La semana pasada Arnoldo Kraus y también Sara Sefchovich escribieron en sus columnas de EL UNIVERSAL al respecto de asuntos de la ciudad. Sus observaciones son agudas, denuncian hechos graves y además buscan señalar las raíces en la ausencia de diálogo cívico. ¿Quién los escucha? Es necesario formar consejos delegacionales integrados por personas expertas en distintas áreas —arquitectura, urbanismo, arte, salud, etc…— capaces de sugerir alternativas a la hora de tomar decisiones que afectarán a todos. Por ejemplo: ¿Quién le ha entregado la ciudad a un par de escultores para que la conviertan en su taller cuando existen tantos buenos artistas radicados en la ciudad? Yo he transitado esta ciudad casi toda mi vida. Camino largas distancias a cualquier hora. Me han asaltado y amenazado poniéndome un arma en la cabeza. Algunas veces he tenido que pelear y otras más me he adelantado a las agresiones: me he vuelto un perro urbano que presiente el amago inminente. Conozco bien el territorio urbano.

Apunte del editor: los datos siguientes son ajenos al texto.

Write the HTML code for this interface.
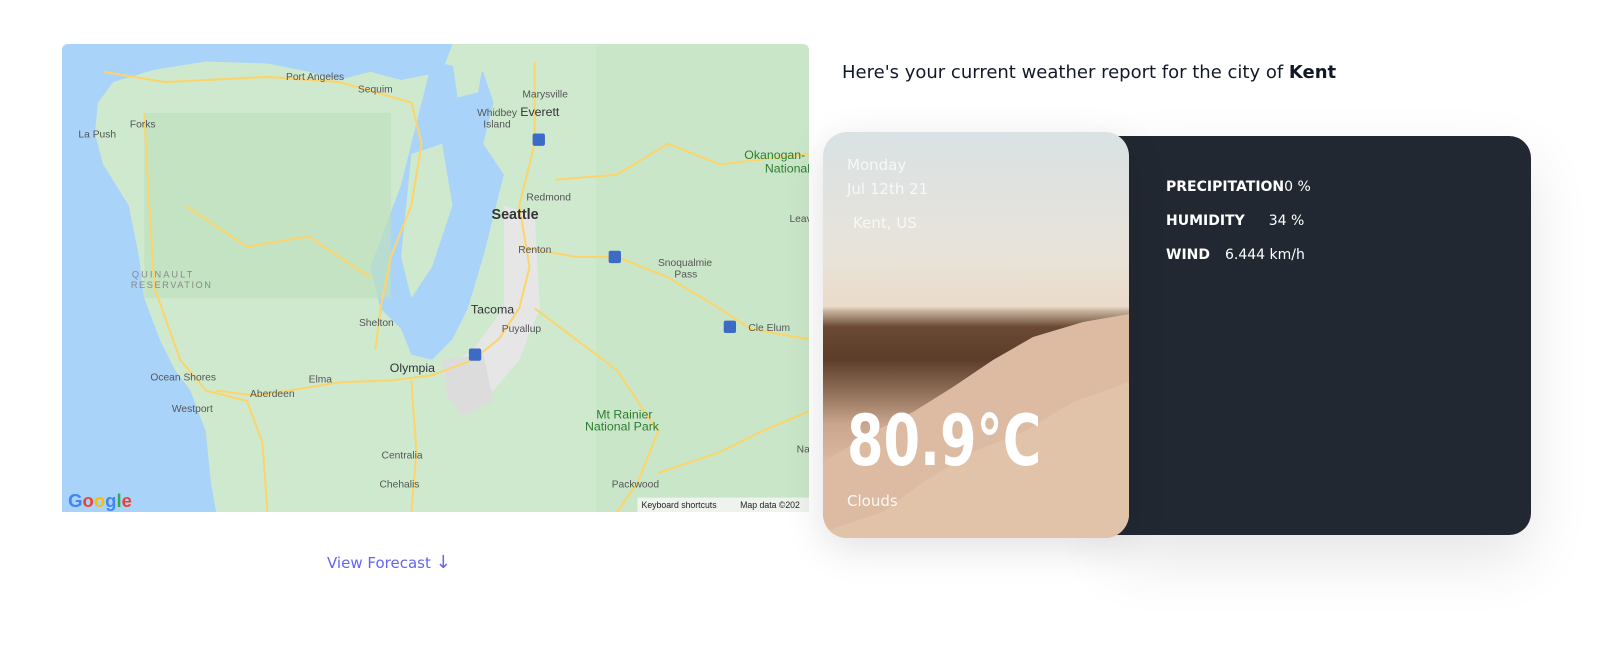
<!DOCTYPE html>
<html><head><meta charset="utf-8"><style>
*{margin:0;padding:0;box-sizing:border-box}
body{width:1613px;height:653px;background:#fff;font-family:"DejaVu Sans","Liberation Sans",sans-serif;position:relative;overflow:hidden}
#map{position:absolute;left:62px;top:44px;width:747px;height:468px;border-radius:6px 6px 0 0;overflow:hidden}
#map svg{display:block}
.h{position:absolute;left:842px;top:62px;font-size:18px;color:#111827}
.card{position:absolute;left:823px;top:132px;width:708px;height:406px}
.dark{position:absolute;left:290px;top:4px;width:418px;height:399px;background:#222831;border-radius:0 22px 22px 0;box-shadow:0 25px 60px rgba(0,0,0,.10)}
.img{position:absolute;left:0;top:0;width:306px;height:406px;border-radius:24px;overflow:hidden;box-shadow:0 10px 40px rgba(0,0,0,.12);
background:linear-gradient(180deg,#d9e2e4 0%,#e8e3da 30%,#eadbc9 43%,#c9b5a0 44%,#6a4a34 48%,#5b3d2a 56%,#8f6f58 64%,#c9a68d 72%,#dcb9a0 82%,#c99f85 100%)}
.img .sand{position:absolute;left:0;top:0;width:306px;height:406px}
.w{position:absolute;color:rgba(255,255,255,.75);font-size:15px}
.stat{position:absolute;left:1166px;color:#fff;font-size:14px}
.stat b{font-weight:bold}
.vf{position:absolute;left:327px;top:552px;color:#6366f1;font-size:15px}
</style></head><body>
<div id="map">
<svg width="747" height="468" viewBox="60 43 727 455" preserveAspectRatio="none">
<rect x="60" y="43" width="727" height="455" fill="#cfe9cf"/>
<path d="M60 43 H440 L430 70 390 78 360 70 330 78 300 70 260 62 200 60 150 68 110 80 95 100 92 130 100 160 125 200 135 250 140 290 155 330 170 360 185 380 200 420 205 470 210 498 H60Z" fill="#aad3fa"/>
<path d="M420 60 L470 70 480 100 470 140 490 170 480 210 470 250 455 300 440 330 420 350 400 345 390 320 370 300 360 260 375 220 390 180 400 140 410 100Z" fill="#aad3fa"/>
<path d="M440 60 L470 60 465 90 445 95Z" fill="#cfe9cf"/>
<path d="M400 150 L430 140 440 200 420 260 400 290 390 250 395 200Z" fill="#cfe9cf"/>
<path d="M490 200 L520 210 525 300 505 350 480 380 440 390 430 360 460 340 490 300Z" fill="#e6e6e6"/>
<path d="M430 350 L470 345 480 390 450 405 435 385Z" fill="#dcdcdc"/>
<rect x="580" y="43" width="207" height="455" fill="#c6e4c4" opacity=".6"/>
<rect x="140" y="110" width="240" height="180" fill="#bfe0bd" opacity=".7"/>
<g fill="none" stroke="#fbd56b" stroke-width="2">
<path d="M520 60 V140 L505 200 L515 260 L505 300 L485 330 L460 350 L420 365 L380 370 L330 372 L250 385 L210 380"/>
<path d="M505 240 L560 250 L600 250 L650 270 L700 300 L730 320 L787 330"/>
<path d="M100 70 L160 80 L260 75 L330 80 L400 100 L410 140 L400 200 L380 250 L370 300 L365 340"/>
<path d="M140 110 L145 200 L150 280 L175 350 L200 380 L240 390 L255 430 L260 498"/>
<path d="M540 175 L600 170 L650 140 L700 160 L787 150"/>
<path d="M400 370 L405 440 L400 498"/>
<path d="M520 300 L560 330 L600 360 L640 420 L620 470 L600 498"/>
<path d="M640 460 L700 440 L740 420 L787 400"/>
<path d="M180 200 L240 240 L300 230 L360 270"/>
</g>
<g font-family="Liberation Sans,Arial,sans-serif" font-size="10" fill="#555">
<text x="278" y="78">Port Angeles</text><text x="348" y="90">Sequim</text>
<text x="508" y="95">Marysville</text><text x="464" y="113">Whidbey</text><text x="470" y="124">Island</text>
<text x="76" y="134">La Push</text><text x="126" y="124">Forks</text>
<text x="512" y="195">Redmond</text><text x="504" y="246">Renton</text>
<text x="640" y="259">Snoqualmie</text><text x="656" y="270">Pass</text>
<text x="349" y="317">Shelton</text><text x="488" y="323">Puyallup</text>
<text x="728" y="322">Cle Elum</text><text x="146" y="370">Ocean Shores</text>
<text x="300" y="372">Elma</text><text x="243" y="386">Aberdeen</text><text x="167" y="401">Westport</text>
<text x="371" y="446">Centralia</text><text x="369" y="474">Chehalis</text><text x="595" y="474">Packwood</text>
<text x="768" y="216">Leav</text><text x="775" y="440">Na</text>
<text x="128" y="270" letter-spacing="2" fill="#888" font-size="9">QUINAULT</text>
<text x="127" y="280" letter-spacing="1.5" fill="#888" font-size="9">RESERVATION</text>
</g>
<g font-family="Liberation Sans,Arial,sans-serif" fill="#333" font-size="12">
<text x="506" y="113">Everett</text><text x="478" y="213" font-size="14" font-weight="bold">Seattle</text>
<text x="458" y="305">Tacoma</text><text x="379" y="362">Olympia</text>
</g>
<g font-family="Liberation Sans,Arial,sans-serif" fill="#2e7d32" font-size="12">
<text x="724" y="155">Okanogan-</text><text x="744" y="168">National</text>
<text x="580" y="407">Mt Rainier</text><text x="569" y="419">National Park</text>
</g>
<g fill="#3b6bc4"><rect x="518" y="130" width="12" height="12" rx="2"/><rect x="592" y="244" width="12" height="12" rx="2"/><rect x="456" y="339" width="12" height="12" rx="2"/><rect x="704" y="312" width="12" height="12" rx="2"/></g>
<g font-family="Liberation Sans,Arial,sans-serif" font-size="18" font-weight="bold"><text x="66" y="493" fill="#4285f4">G<tspan fill="#ea4335">o</tspan><tspan fill="#fbbc05">o</tspan><tspan fill="#4285f4">g</tspan><tspan fill="#34a853">l</tspan><tspan fill="#ea4335">e</tspan></text></g>
<rect x="620" y="484" width="167" height="14" fill="#f5f5f5" opacity=".85"/>
<text x="624" y="494" font-family="Liberation Sans,Arial,sans-serif" font-size="8.5" fill="#222">Keyboard shortcuts</text>
<text x="720" y="494" font-family="Liberation Sans,Arial,sans-serif" font-size="8.5" fill="#222">Map data ©202</text>
</svg>
</div>
<div class="h">Here's your current weather report for the city of <b>Kent</b></div>
<div class="card">
<div class="dark"></div>
<div class="img">
<svg class="sand" viewBox="0 0 306 406"><path d="M306 182 L260 190 210 205 170 228 130 255 90 280 50 300 0 330 V406 H306Z" fill="#dcbba2"/><path d="M306 250 L250 270 200 300 150 320 100 350 60 380 0 400 V406 H306Z" fill="#e3c6ad" opacity=".7"/></svg>
</div>
<div class="w" style="left:24px;top:24px">Monday</div>
<div class="w" style="left:24px;top:48px">Jul 12th 21</div>
<div class="w" style="left:30px;top:82px">Kent, US</div>
<div class="w" style="left:24px;top:274px;font-size:70px;line-height:1;font-weight:bold;color:#fff;transform:scaleX(.75);transform-origin:left top;white-space:nowrap">80.9°C</div>
<div class="w" style="left:24px;top:360px;color:rgba(255,255,255,.9)">Clouds</div>
</div>
<div class="stat" style="top:179px"><b>PRECIPITATION</b>0 %</div>
<div class="stat" style="top:213px"><b>HUMIDITY</b><span style="margin-left:24px">34 %</span></div>
<div class="stat" style="top:247px"><b>WIND</b><span style="margin-left:15px">6.444 km/h</span></div>
<div class="vf">View Forecast <span style="font-size:18px">↓</span></div>
</body></html>
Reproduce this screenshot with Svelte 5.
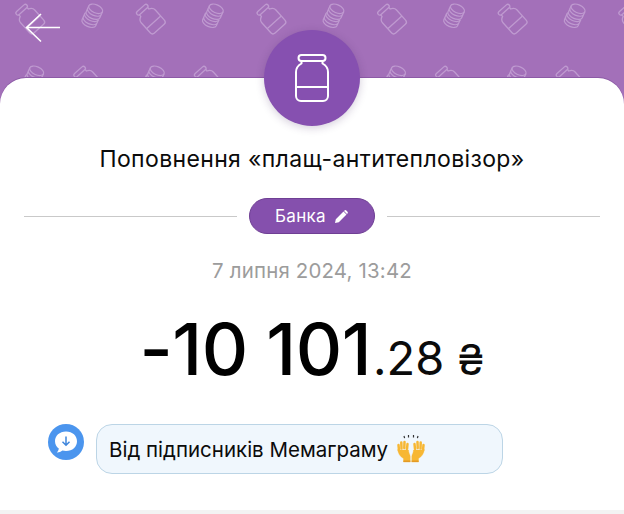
<script>
  const coins = [];
  const jars = [];
  for (let i = 0; i < 6; i++) {
    jars.push({ x: 30 + i * 120.6, y: 19 });
    coins.push({ x: 92 + i * 120.6, y: 17 });
    coins.push({ x: 33 + i * 120.6, y: 79 });
    jars.push({ x: 88 + i * 120.6, y: 81 });
  }
</script>

<div class="page">
  <header class="hero">
    <svg class="pattern" width="624" height="78" viewBox="0 0 624 78" aria-hidden="true">
      <defs>
        <g id="p-jar" fill="none" stroke="#bf9ad0" stroke-width="1.300" stroke-linejoin="round">
          <rect x="-7" y="-14.500" width="14" height="4" rx="2" />
          <path d="M-5.500-10.500v2c-2.500 1-4 2.500-4 5V10a3 3 0 0 0 3 3h13a3 3 0 0 0 3-3V-3.500c0-2.500-1.500-4-4-5v-2" />
          <path d="M-9.500 4.500H9.500" />
        </g>
        <g id="p-coin" fill="none" stroke="#bf9ad0" stroke-width="1.200">
          <ellipse cx="0" cy="-9" rx="7.500" ry="4" />
          <path d="M-7.500-9v6.500c0 2.200 3.400 4 7.500 4s7.500-1.800 7.500-4V-9M-7.500-6c0 2.200 3.400 4 7.500 4s7.500-1.800 7.500-4" />
          <path d="M-7.500-1.500c-.3.500-.5 1-.5 1.500 0 2.200 3.400 4 7.500 4S7 2.200 7 0" />
          <path d="M-8 0v6.500c0 2.200 3.400 4 7.500 4S7 8.700 7 6.500V0M-8 3.500c0 2.200 3.400 4 7.500 4S7 5.700 7 3.500" />
        </g>
      </defs>
      {#each jars as j}
        <use href="#p-jar" transform="translate({j.x} {j.y}) rotate(-42)" />
      {/each}
      {#each coins as c}
        <use href="#p-coin" transform="translate({c.x} {c.y}) rotate(24)" />
      {/each}
    </svg>
    <svg class="back" width="36" height="32" viewBox="0 0 36 32" aria-hidden="true">
      <path d="M35 14.500H2M16 1L1.500 14.500 16 28.500" fill="none" stroke="#fff" stroke-width="1.600" />
    </svg>
  </header>

  <main class="card">
    <div class="avatar">
      <svg width="34" height="48" viewBox="0 0 34 48" aria-hidden="true">
        <g fill="none" stroke="#fff" stroke-width="2" stroke-linejoin="round">
          <rect x="3.500" y="1" width="27" height="6" rx="3" />
          <path d="M6.500 7v2.500C3 11.500 1 14 1 18v24a5 5 0 0 0 5 5h22a5 5 0 0 0 5-5V18c0-4-2-6.500-5.500-8.500V7" />
          <path d="M1 33H33" />
        </g>
      </svg>
    </div>

    <h1 class="title">Поповнення «плащ-антитепловізор»</h1>

    <div class="divider">
      <span class="rule"></span>
      <button class="pill" type="button">
        Банка
        <svg width="15" height="15" viewBox="0 0 15 15" aria-hidden="true">
          <path d="M1 14l.8-3.800L9.500 2.500l3 3-7.700 7.700z M10.500 1.500a1.300 1.300 0 0 1 1.800 0l1.200 1.200a1.300 1.300 0 0 1 0 1.800l-.5.500-3-3z" fill="#fff" />
        </svg>
      </button>
      <span class="rule"></span>
    </div>

    <p class="date">7 липня 2024, 13:42</p>

    <p class="amount"><span class="whole">-10 101</span><span class="frac">.28</span><span class="cur">₴</span></p>

    <div class="message">
      <span class="badge">
        <svg width="36" height="36" viewBox="0 0 36 36" aria-hidden="true">
          <circle cx="18" cy="18" r="18" fill="#4b95ee" />
          <path d="M18 7.500c6.600 0 11 4.300 11 9.800s-4.400 9.800-11 9.800c-1.300 0-2.500-.2-3.600-.5-1.500 1.300-3.500 2-5.600 1.900 1-.9 1.800-2.300 2-3.900C8.600 23 7 20.300 7 17.300c0-5.500 4.400-9.800 11-9.800z" fill="#fff" />
          <path d="M18 12.500v8.500M14.500 17.800l3.500 3.500 3.500-3.500" fill="none" stroke="#3f86dc" stroke-width="1.500" />
        </svg>
      </span>
      <div class="bubble">
        <span>Від підписників Мемаграму</span>
        <svg class="hands" width="30" height="30" viewBox="0 0 30 30" role="img" aria-label="🙌">
          <path d="M8 2l.6 2.200M12.500 1v2.500M17.500 1v2.500M22 2l-.6 2.200" stroke="#333" stroke-width="1.200" />
          <g fill="#f7b733" stroke="#f7b733" stroke-linecap="round">
            <path d="M3 16.500L2.500 11M5.500 14.500L5.300 8.500M8.300 14L8.500 8M11 15L11.500 10" fill="none" stroke-width="2.500" />
            <path d="M1.800 16h10.700c.2 2.500.8 4 2.200 6.500V28H7.500v-3.500C4 22.500 2.200 19.500 1.800 16z" stroke-width=".4" />
            <path d="M27 16.500L27.500 11M24.500 14.500L24.700 8.500M21.700 14L21.500 8M19 15L18.500 10" fill="none" stroke-width="2.500" />
            <path d="M28.200 16H17.500c-.2 2.500-.8 4-2.200 6.500V28H22.500v-3.500C26 22.500 27.800 19.500 28.200 16z" stroke-width=".4" />
          </g>
          <path d="M15 21v8" stroke="#f0f7fd" stroke-width="1" />
          <path d="M7.500 26.500h6.800V28H7.500zM15.700 26.500h6.800V28h-6.800z" fill="#e39a25" />
        </svg>
      </div>
    </div>
  </main>

  <div class="edge"></div>
</div>

<style>
  :global(body) {
    margin: 0;
    background: #fff;
  }
  .page {
    width: 624px;
    height: 514px;
    overflow: hidden;
    position: relative;
    display: flex;
    flex-direction: column;
    background: #fff;
    font-family: Inter, "Liberation Sans", sans-serif;
    color: #0b0b0b;
  }
  .hero {
    flex: none;
    height: 104px;
    margin-bottom: -26px;
    background: #a370b9;
    position: relative;
  }
  .pattern {
    position: absolute;
    left: 0;
    top: 0;
  }
  .back {
    position: absolute;
    left: 25px;
    top: 13px;
  }
  .card {
    position: relative;
    flex: 1;
    background: #fff;
    border-radius: 26px 26px 0 0;
    box-shadow: 0 -1px 0 #8c5aa6;
    display: flex;
    flex-direction: column;
    align-items: center;
    min-height: 0;
  }
  .avatar {
    width: 96px;
    height: 96px;
    margin-top: -48px;
    border-radius: 50%;
    background: #8650b0;
    box-shadow: 0 2px 8px rgba(60, 30, 90, 0.22);
    display: flex;
    align-items: center;
    justify-content: center;
  }
  .title {
    margin: 19px 0 0;
    font-size: 23px;
    letter-spacing: 0.35px;
    line-height: 28px;
    font-weight: 400;
    white-space: nowrap;
  }
  .divider {
    width: 576px;
    margin-top: 25px;
    display: flex;
    align-items: center;
    gap: 12px;
  }
  .rule {
    flex: 1;
    height: 1px;
    background: #c9c9c9;
  }
  .pill {
    flex: none;
    width: 126px;
    height: 36px;
    box-sizing: border-box;
    border: 1px solid #6f3f94;
    border-radius: 18px;
    background: #8550ad;
    color: #fff;
    font: 400 17px Inter, "Liberation Sans", sans-serif;
    letter-spacing: 0.3px;
    display: flex;
    align-items: center;
    justify-content: center;
    gap: 8px;
    padding: 0;
  }
  .date {
    margin: 23px 0 0;
    font-size: 20.400px;
    line-height: 28px;
    color: #9c9c9c;
    letter-spacing: 0.2px;
  }
  .amount {
    margin: 29px 0 0;
    line-height: 70px;
    white-space: nowrap;
    display: flex;
    align-items: baseline;
  }
  .whole {
    font-size: 72px;
    font-weight: 500;
    letter-spacing: -0.500px;
    color: #000;
  }
  .frac {
    font-size: 47px;
    margin-left: 2px;
  }
  .cur {
    font-size: 43px;
    margin-left: 13px;
  }
  .message {
    align-self: stretch;
    margin: 30px 0 0 48px;
    display: flex;
    align-items: flex-start;
    gap: 12px;
  }
  .badge {
    flex: none;
    height: 36px;
  }
  .bubble {
    width: 407px;
    height: 50px;
    box-sizing: border-box;
    border: 1px solid #bcd5e6;
    border-radius: 16px;
    background: #f0f7fd;
    padding-left: 12px;
    display: flex;
    align-items: center;
    gap: 8px;
    font-size: 20.500px;
    white-space: nowrap;
  }
  .hands {
    flex: none;
  }
  .edge {
    position: absolute;
    left: 0;
    right: 0;
    bottom: 0;
    height: 4px;
    background: #f3f3f3;
  }
</style>
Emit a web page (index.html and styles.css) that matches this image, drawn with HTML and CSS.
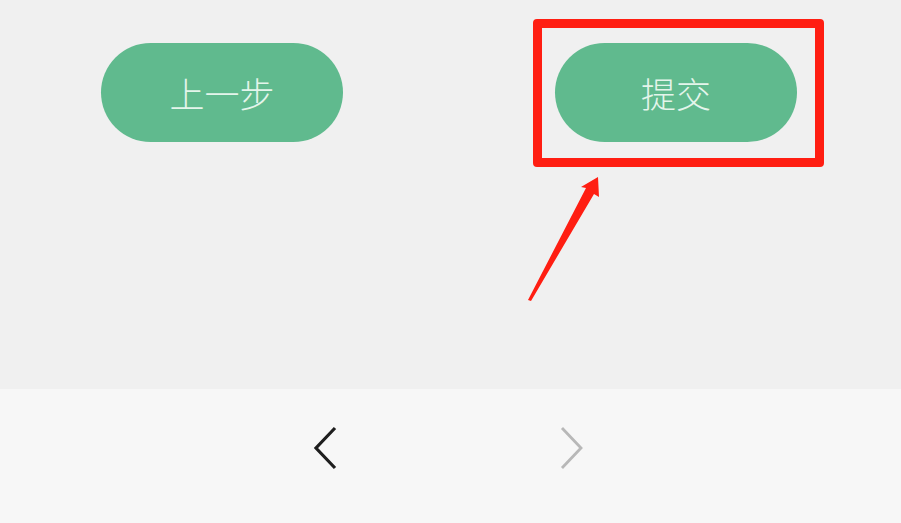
FILE: index.html
```html
<!DOCTYPE html>
<html lang="zh-CN">
<head>
    <meta charset="UTF-8">
    <meta name="viewport" content="width=device-width, initial-scale=1.0">
    <title>提交</title>
    <link rel="stylesheet" href="styles.css">
</head>
<body>
    <div class="page">
        <div class="actions">
            <button class="btn">上一步</button>
            <button class="btn">提交</button>
        </div>

        <!-- 标注 -->
        <div class="mark-box"></div>
        <svg class="mark-arrow" width="80" height="130" viewBox="0 0 80 130">
            <polygon points="78,2 79,22 74,19 11,126 8,125 66,13 61,12" fill="#ff1e12"/>
        </svg>
    </div>

    <div class="nav-bar">
        <svg class="nav-icon" width="26" height="46" viewBox="0 0 26 46">
            <polyline points="22,2 3,22 22,42" fill="none" stroke="#1e1e1e" stroke-width="3.2"/>
        </svg>
        <svg class="nav-icon" width="26" height="46" viewBox="0 0 26 46">
            <polyline points="3,2 22,22 3,42" fill="none" stroke="#b8b8b8" stroke-width="2.8"/>
        </svg>
    </div>
</body>
</html>
```

FILE: styles.css
```css
body {
    margin: 0;
    padding: 0;
    background-color: #f0f0f0;
    font-family: "Noto Sans CJK SC", "Noto Sans", sans-serif;
}

.page {
    position: relative;
    height: 389px;
}

.actions {
    display: flex;
    gap: 212px;
    padding: 43px 0 0 101px;
}

.btn {
    width: 242px;
    height: 99px;
    border: none;
    border-radius: 50px;
    background-color: #60ba8e;
    color: #e4f5eb;
    font-family: inherit;
    font-size: 35px;
    font-weight: 300;
    padding: 0;
}

.mark-box {
    position: absolute;
    left: 533px;
    top: 19px;
    width: 273px;
    height: 130px;
    border: 9px solid #ff1e12;
    border-radius: 4px;
}

.mark-arrow {
    position: absolute;
    left: 520px;
    top: 175px;
}

.nav-bar {
    height: 134px;
    background-color: #f7f7f7;
    display: flex;
    gap: 220px;
    padding: 37px 0 0 313px;
    box-sizing: border-box;
}
```
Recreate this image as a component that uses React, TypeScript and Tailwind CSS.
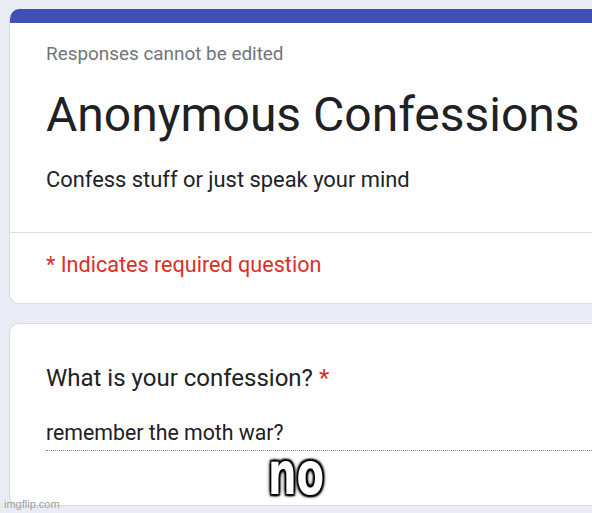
import React from 'react';

const font = { fontFamily: 'Roboto, "Noto Sans", sans-serif' };

export default function App() {
  return (
    <div className="relative w-[592px] h-[513px] overflow-hidden bg-[#eaecf5]" style={font}>
      <div className="pl-[9px] pt-[9px] flex flex-col gap-[19px]">
        {/* Header card */}
        <div className="w-[640px] rounded-[10px] overflow-hidden bg-white border border-[#dadce0] border-t-0">
          <div className="h-[14px] bg-[#3f51b5]" />
          <div className="px-[36px] pt-[19px]">
            <div className="text-[18.9px] text-[#70757a] leading-[24px]">Responses cannot be edited</div>
            <h1 className="mt-[21px] text-[48px] leading-[56px] text-[#202124]">Anonymous Confessions</h1>
            <p className="mt-[23px] text-[21.9px] leading-[28px] text-[#202124]">Confess stuff or just speak your mind</p>
          </div>
          <div className="mt-[38px] border-t border-[#dadce0]" />
          <div className="px-[36px] pt-[18px] pb-[24px] text-[21.6px] leading-[28px] text-[#d93025]">
            * Indicates required question
          </div>
        </div>

        {/* Question card */}
        <div className="w-[640px] h-[183px] rounded-[10px] bg-white border border-[#dadce0]">
          <div className="px-[36px] pt-[39px]">
            <div className="text-[24px] leading-[30px] text-[#202124]">
              What is your confession? <span className="text-[#d93025]">*</span>
            </div>
            <div className="mt-[27px] text-[21.3px] leading-[26px] text-[#202124] pb-[4px] border-b border-dotted border-[#80868b]">
              remember the moth war?
            </div>
          </div>
        </div>
      </div>

      {/* meme caption */}
      <div
        className="absolute left-[268px] top-[445px] text-[58px] leading-[58px] font-bold text-white scale-x-[0.77] origin-left"
        style={{
          fontFamily: '"DejaVu Sans Condensed", "Liberation Sans", sans-serif',
          textShadow:
            '0 0 3px #000, 2px 2px 2px #000, -2px -2px 2px #000, 2px -2px 2px #000, -2px 2px 2px #000, 0 0 6px #000',
        }}
      >
        no
      </div>
      <div
        className="absolute left-[4px] top-[497px] text-[11px] leading-[14px] text-[#a0a0a0]"
        style={{ fontFamily: '"Liberation Sans", Arial, sans-serif' }}
      >
        imgflip.com
      </div>
    </div>
  );
}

Los dilemas de convivencia y justicia en la ciudad se relacionan con el estado del país y sus instituciones, pero nada cambiará si no se consigue lo siguiente: amplia inversión en un buen transporte público; policías y funcionarios leales a la ciudadanía; limitación en el uso del automóvil; conciencia de que la ciudad no está formada por las colonias más céntricas, sino que se concentra en un punto dentro de cualquier delegación; una tendencia de izquierda progresista anudada en principios generales de bienestar y justicia en vez de facciones alrededor de caudillos; educación civil en contra de individuos lastimados por el acoso del entretenimiento dañino y la publicidad ofensiva; extender la certeza de que el otro es siempre más importante que uno; regulación de la construcción de edificios sumada al aumento de espacios de recreación, y sobre todo: desarrollo social basado en una equidad económica. ¿Una utopía? Por supuesto, pero —como escribió L. Kolakowski— si uno quiere que deje de serlo primero hay que plantearla.